→ **Your objective**:
Each entry below should be echoed exactly, with pictures omitted.

→ **Material provided**:
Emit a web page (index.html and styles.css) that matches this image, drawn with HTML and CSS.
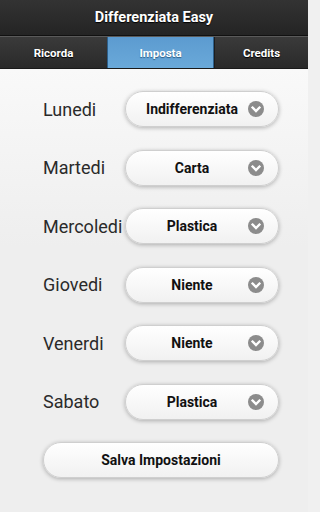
FILE: index.html
```html
<!DOCTYPE html>
<html lang="it">
<head>
<meta charset="utf-8">
<title>Differenziata Easy</title>
<link rel="stylesheet" href="styles.css">
</head>
<body>
<header class="header">Differenziata Easy</header>
<nav class="tabs">
  <div class="tab">Ricorda</div>
  <div class="tab active">Imposta</div>
  <div class="tab">Credits</div>
</nav>
<main class="content">
  <div class="rows">
    <div class="row"><span class="day">Lunedi</span><div class="select"><span class="val">Indifferenziata</span><span class="chev"><svg viewBox="0 0 16 16" width="16" height="16"><circle cx="8" cy="8" r="8" fill="#8c8c8c"/><path d="M4.6 6.6 L8 10 L11.4 6.6" fill="none" stroke="#fff" stroke-width="2.4" stroke-linecap="square"/></svg></span></div></div>
    <div class="row"><span class="day">Martedi</span><div class="select"><span class="val">Carta</span><span class="chev"><svg viewBox="0 0 16 16" width="16" height="16"><circle cx="8" cy="8" r="8" fill="#8c8c8c"/><path d="M4.6 6.6 L8 10 L11.4 6.6" fill="none" stroke="#fff" stroke-width="2.4" stroke-linecap="square"/></svg></span></div></div>
    <div class="row"><span class="day">Mercoledi</span><div class="select"><span class="val">Plastica</span><span class="chev"><svg viewBox="0 0 16 16" width="16" height="16"><circle cx="8" cy="8" r="8" fill="#8c8c8c"/><path d="M4.6 6.6 L8 10 L11.4 6.6" fill="none" stroke="#fff" stroke-width="2.4" stroke-linecap="square"/></svg></span></div></div>
    <div class="row"><span class="day">Giovedi</span><div class="select"><span class="val">Niente</span><span class="chev"><svg viewBox="0 0 16 16" width="16" height="16"><circle cx="8" cy="8" r="8" fill="#8c8c8c"/><path d="M4.6 6.6 L8 10 L11.4 6.6" fill="none" stroke="#fff" stroke-width="2.4" stroke-linecap="square"/></svg></span></div></div>
    <div class="row"><span class="day">Venerdi</span><div class="select"><span class="val">Niente</span><span class="chev"><svg viewBox="0 0 16 16" width="16" height="16"><circle cx="8" cy="8" r="8" fill="#8c8c8c"/><path d="M4.6 6.6 L8 10 L11.4 6.6" fill="none" stroke="#fff" stroke-width="2.4" stroke-linecap="square"/></svg></span></div></div>
    <div class="row"><span class="day">Sabato</span><div class="select"><span class="val">Plastica</span><span class="chev"><svg viewBox="0 0 16 16" width="16" height="16"><circle cx="8" cy="8" r="8" fill="#8c8c8c"/><path d="M4.6 6.6 L8 10 L11.4 6.6" fill="none" stroke="#fff" stroke-width="2.4" stroke-linecap="square"/></svg></span></div></div>
    <div class="btn">Salva Impostazioni</div>
  </div>
</main>
</body>
</html>
```
FILE: styles.css
```css
html, body {
  margin: 0;
  padding: 0;
  height: 100%;
}
body {
  font-family: Roboto, "Liberation Sans", sans-serif;
  background: #f0f0f0;
  width: 308px;
  height: 512px;
  overflow: hidden;
  display: flex;
  flex-direction: column;
}
.header {
  height: 36px;
  background: linear-gradient(#333333, #242424);
  color: #fff;
  font-weight: 700;
  font-size: 14.5px;
  text-shadow: 0 1px 1px #000;
  display: flex;
  align-items: center;
  justify-content: center;
  border-bottom: 1px solid #111;
  box-sizing: border-box;
}
.tabs {
  height: 33px;
  display: grid;
  grid-template-columns: 107px 107px 1fr;
  background: linear-gradient(#3a3a3a, #2a2a2a);
  border-top: 1px solid #5a5a5a;
  border-bottom: 1px solid #1a1a1a;
  box-sizing: border-box;
}
.tab {
  display: flex;
  align-items: center;
  justify-content: center;
  color: #fff;
  font-weight: 700;
  font-size: 11.5px;
  text-shadow: 0 1px 1px #000;
  border-left: 1px solid #1e1e1e;
}
.tab:first-child {
  border-left: none;
}
.tab.active {
  background: linear-gradient(#5c9bd0, #6aa9d9);
  text-shadow: 0 1px 1px #2c5d86;
  border-left: 1px solid #2d5f8a;
  border-right: 1px solid #2d5f8a;
}
.content {
  flex: 1;
  background: linear-gradient(#f9f9f9, #eeeeee 40%);
  padding: 22px 29px 0 43px;
}
.rows {
  display: grid;
  grid-template-columns: 82px 154px;
  row-gap: 22.6px;
}
.row {
  display: contents;
}
.day {
  display: flex;
  align-items: center;
  font-size: 18px;
  color: #2a2a2a;
  height: 36px;
}
.select, .btn {
  height: 36px;
  box-sizing: border-box;
  border: 1px solid #cfcfcf;
  border-radius: 18px;
  background: linear-gradient(#ffffff, #f1f1f1);
  box-shadow: 0 1px 4px rgba(0, 0, 0, 0.28);
  display: flex;
  align-items: center;
  font-weight: 700;
  font-size: 14px;
  color: #111;
}
.select {
  padding: 0 14px 0 18px;
}
.val {
  flex: 1;
  text-align: center;
  padding-right: 24px;
  margin-right: -16px;
}
.chev {
  width: 16px;
  height: 16px;
  display: flex;
}
.btn {
  grid-column: 1 / 3;
  justify-content: center;
  margin-top: -0.6px;
}
```
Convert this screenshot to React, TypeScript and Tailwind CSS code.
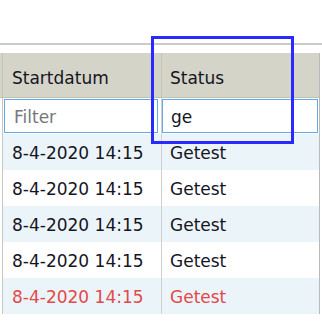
const rows = [
  { date: '8-4-2020 14:15', status: 'Getest', red: false },
  { date: '8-4-2020 14:15', status: 'Getest', red: false },
  { date: '8-4-2020 14:15', status: 'Getest', red: false },
  { date: '8-4-2020 14:15', status: 'Getest', red: false },
  { date: '8-4-2020 14:15', status: 'Getest', red: true },
];

const App = () => {
  return (
    <div className="relative w-[322px] h-[322px] overflow-hidden bg-white font-['DejaVu_Sans',sans-serif] text-[17px] text-[#15151f]">
      <div className="h-[43px]" />
      <div className="h-[2px] bg-[#cbcbcb]" />
      <div className="h-[8px]" />

      {/* grid */}
      <div className="w-[320px] border-r border-[#b9b9b9]">
        {/* header */}
        <div className="flex h-[45px] bg-[#d5d4c8] border-b border-[#c2c1b6]">
          <div className="w-[2px]" />
          <div className="w-[160px] flex items-center pt-[7px] pl-[9px] border-l border-r border-[#c4c3b8]">Startdatum</div>
          <div className="flex-1 flex items-center pt-[7px] pl-[8px]">Status</div>
        </div>

        {/* filter row */}
        <div className="flex h-[36px] bg-white border-l border-[#c6c6c6] ml-[2px]">
          <div className="w-[159px] py-[1px] pl-[1px] pr-[3px] border-r border-[#d0d0d0]">
            <input
              placeholder="Filter"
              className="w-full h-full border border-[#63a9e6] pt-[2px] pl-[9px] outline-none placeholder-[#767680] text-[17px]"
            />
          </div>
          <div className="flex-1 py-[1px] pr-[1px]">
            <input
              defaultValue="ge"
              className="w-full h-full border border-[#63a9e6] pt-[2px] pl-[8px] outline-none text-[17px] text-[#15151f]"
            />
          </div>
        </div>

        {/* data rows */}
        <div className="ml-[2px] border-l border-[#c6c6c6]">
          {rows.map((row, i) => (
            <div
              key={i}
              className={`flex h-[36px] ${i % 2 === 0 ? 'bg-[#ebf4f8]' : 'bg-white'} ${row.red ? 'text-[#e44848]' : ''}`}
            >
              <div className="w-[159px] flex items-center pt-[3px] pl-[9px] border-r border-[#d0d0d0]">{row.date}</div>
              <div className="flex-1 flex items-center pt-[3px] pl-[8px]">{row.status}</div>
            </div>
          ))}
        </div>
      </div>

      {/* highlight box */}
      <div className="absolute left-[151px] top-[36px] w-[143px] h-[108px] border-[3px] border-[#2a2aff]" />
    </div>
  );
};

export default App;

→ **Solution to the problem**:
Emit a web page (index.html and styles.css) that matches this image, drawn with HTML and CSS.
FILE: index.html
```html
<!DOCTYPE html>
<html lang="it">
<head>
<meta charset="utf-8">
<title>Differenziata Easy</title>
<link rel="stylesheet" href="styles.css">
</head>
<body>
<header class="header">Differenziata Easy</header>
<nav class="tabs">
  <div class="tab">Ricorda</div>
  <div class="tab active">Imposta</div>
  <div class="tab">Credits</div>
</nav>
<main class="content">
  <div class="rows">
    <div class="row"><span class="day">Lunedi</span><div class="select"><span class="val">Indifferenziata</span><span class="chev"><svg viewBox="0 0 16 16" width="16" height="16"><circle cx="8" cy="8" r="8" fill="#8c8c8c"/><path d="M4.6 6.6 L8 10 L11.4 6.6" fill="none" stroke="#fff" stroke-width="2.4" stroke-linecap="square"/></svg></span></div></div>
    <div class="row"><span class="day">Martedi</span><div class="select"><span class="val">Carta</span><span class="chev"><svg viewBox="0 0 16 16" width="16" height="16"><circle cx="8" cy="8" r="8" fill="#8c8c8c"/><path d="M4.6 6.6 L8 10 L11.4 6.6" fill="none" stroke="#fff" stroke-width="2.4" stroke-linecap="square"/></svg></span></div></div>
    <div class="row"><span class="day">Mercoledi</span><div class="select"><span class="val">Plastica</span><span class="chev"><svg viewBox="0 0 16 16" width="16" height="16"><circle cx="8" cy="8" r="8" fill="#8c8c8c"/><path d="M4.6 6.6 L8 10 L11.4 6.6" fill="none" stroke="#fff" stroke-width="2.4" stroke-linecap="square"/></svg></span></div></div>
    <div class="row"><span class="day">Giovedi</span><div class="select"><span class="val">Niente</span><span class="chev"><svg viewBox="0 0 16 16" width="16" height="16"><circle cx="8" cy="8" r="8" fill="#8c8c8c"/><path d="M4.6 6.6 L8 10 L11.4 6.6" fill="none" stroke="#fff" stroke-width="2.4" stroke-linecap="square"/></svg></span></div></div>
    <div class="row"><span class="day">Venerdi</span><div class="select"><span class="val">Niente</span><span class="chev"><svg viewBox="0 0 16 16" width="16" height="16"><circle cx="8" cy="8" r="8" fill="#8c8c8c"/><path d="M4.6 6.6 L8 10 L11.4 6.6" fill="none" stroke="#fff" stroke-width="2.4" stroke-linecap="square"/></svg></span></div></div>
    <div class="row"><span class="day">Sabato</span><div class="select"><span class="val">Plastica</span><span class="chev"><svg viewBox="0 0 16 16" width="16" height="16"><circle cx="8" cy="8" r="8" fill="#8c8c8c"/><path d="M4.6 6.6 L8 10 L11.4 6.6" fill="none" stroke="#fff" stroke-width="2.4" stroke-linecap="square"/></svg></span></div></div>
    <div class="btn">Salva Impostazioni</div>
  </div>
</main>
</body>
</html>
```
FILE: styles.css
```css
html, body {
  margin: 0;
  padding: 0;
  height: 100%;
}
body {
  font-family: Roboto, "Liberation Sans", sans-serif;
  background: #f0f0f0;
  width: 308px;
  height: 512px;
  overflow: hidden;
  display: flex;
  flex-direction: column;
}
.header {
  height: 36px;
  background: linear-gradient(#333333, #242424);
  color: #fff;
  font-weight: 700;
  font-size: 14.5px;
  text-shadow: 0 1px 1px #000;
  display: flex;
  align-items: center;
  justify-content: center;
  border-bottom: 1px solid #111;
  box-sizing: border-box;
}
.tabs {
  height: 33px;
  display: grid;
  grid-template-columns: 107px 107px 1fr;
  background: linear-gradient(#3a3a3a, #2a2a2a);
  border-top: 1px solid #5a5a5a;
  border-bottom: 1px solid #1a1a1a;
  box-sizing: border-box;
}
.tab {
  display: flex;
  align-items: center;
  justify-content: center;
  color: #fff;
  font-weight: 700;
  font-size: 11.5px;
  text-shadow: 0 1px 1px #000;
  border-left: 1px solid #1e1e1e;
}
.tab:first-child {
  border-left: none;
}
.tab.active {
  background: linear-gradient(#5c9bd0, #6aa9d9);
  text-shadow: 0 1px 1px #2c5d86;
  border-left: 1px solid #2d5f8a;
  border-right: 1px solid #2d5f8a;
}
.content {
  flex: 1;
  background: linear-gradient(#f9f9f9, #eeeeee 40%);
  padding: 22px 29px 0 43px;
}
.rows {
  display: grid;
  grid-template-columns: 82px 154px;
  row-gap: 22.6px;
}
.row {
  display: contents;
}
.day {
  display: flex;
  align-items: center;
  font-size: 18px;
  color: #2a2a2a;
  height: 36px;
}
.select, .btn {
  height: 36px;
  box-sizing: border-box;
  border: 1px solid #cfcfcf;
  border-radius: 18px;
  background: linear-gradient(#ffffff, #f1f1f1);
  box-shadow: 0 1px 4px rgba(0, 0, 0, 0.28);
  display: flex;
  align-items: center;
  font-weight: 700;
  font-size: 14px;
  color: #111;
}
.select {
  padding: 0 14px 0 18px;
}
.val {
  flex: 1;
  text-align: center;
  padding-right: 24px;
  margin-right: -16px;
}
.chev {
  width: 16px;
  height: 16px;
  display: flex;
}
.btn {
  grid-column: 1 / 3;
  justify-content: center;
  margin-top: -0.6px;
}
```
Convert this screenshot to React, TypeScript and Tailwind CSS code.
const rows = [
  { date: '8-4-2020 14:15', status: 'Getest', red: false },
  { date: '8-4-2020 14:15', status: 'Getest', red: false },
  { date: '8-4-2020 14:15', status: 'Getest', red: false },
  { date: '8-4-2020 14:15', status: 'Getest', red: false },
  { date: '8-4-2020 14:15', status: 'Getest', red: true },
];

const App = () => {
  return (
    <div className="relative w-[322px] h-[322px] overflow-hidden bg-white font-['DejaVu_Sans',sans-serif] text-[17px] text-[#15151f]">
      <div className="h-[43px]" />
      <div className="h-[2px] bg-[#cbcbcb]" />
      <div className="h-[8px]" />

      {/* grid */}
      <div className="w-[320px] border-r border-[#b9b9b9]">
        {/* header */}
        <div className="flex h-[45px] bg-[#d5d4c8] border-b border-[#c2c1b6]">
          <div className="w-[2px]" />
          <div className="w-[160px] flex items-center pt-[7px] pl-[9px] border-l border-r border-[#c4c3b8]">Startdatum</div>
          <div className="flex-1 flex items-center pt-[7px] pl-[8px]">Status</div>
        </div>

        {/* filter row */}
        <div className="flex h-[36px] bg-white border-l border-[#c6c6c6] ml-[2px]">
          <div className="w-[159px] py-[1px] pl-[1px] pr-[3px] border-r border-[#d0d0d0]">
            <input
              placeholder="Filter"
              className="w-full h-full border border-[#63a9e6] pt-[2px] pl-[9px] outline-none placeholder-[#767680] text-[17px]"
            />
          </div>
          <div className="flex-1 py-[1px] pr-[1px]">
            <input
              defaultValue="ge"
              className="w-full h-full border border-[#63a9e6] pt-[2px] pl-[8px] outline-none text-[17px] text-[#15151f]"
            />
          </div>
        </div>

        {/* data rows */}
        <div className="ml-[2px] border-l border-[#c6c6c6]">
          {rows.map((row, i) => (
            <div
              key={i}
              className={`flex h-[36px] ${i % 2 === 0 ? 'bg-[#ebf4f8]' : 'bg-white'} ${row.red ? 'text-[#e44848]' : ''}`}
            >
              <div className="w-[159px] flex items-center pt-[3px] pl-[9px] border-r border-[#d0d0d0]">{row.date}</div>
              <div className="flex-1 flex items-center pt-[3px] pl-[8px]">{row.status}</div>
            </div>
          ))}
        </div>
      </div>

      {/* highlight box */}
      <div className="absolute left-[151px] top-[36px] w-[143px] h-[108px] border-[3px] border-[#2a2aff]" />
    </div>
  );
};

export default App;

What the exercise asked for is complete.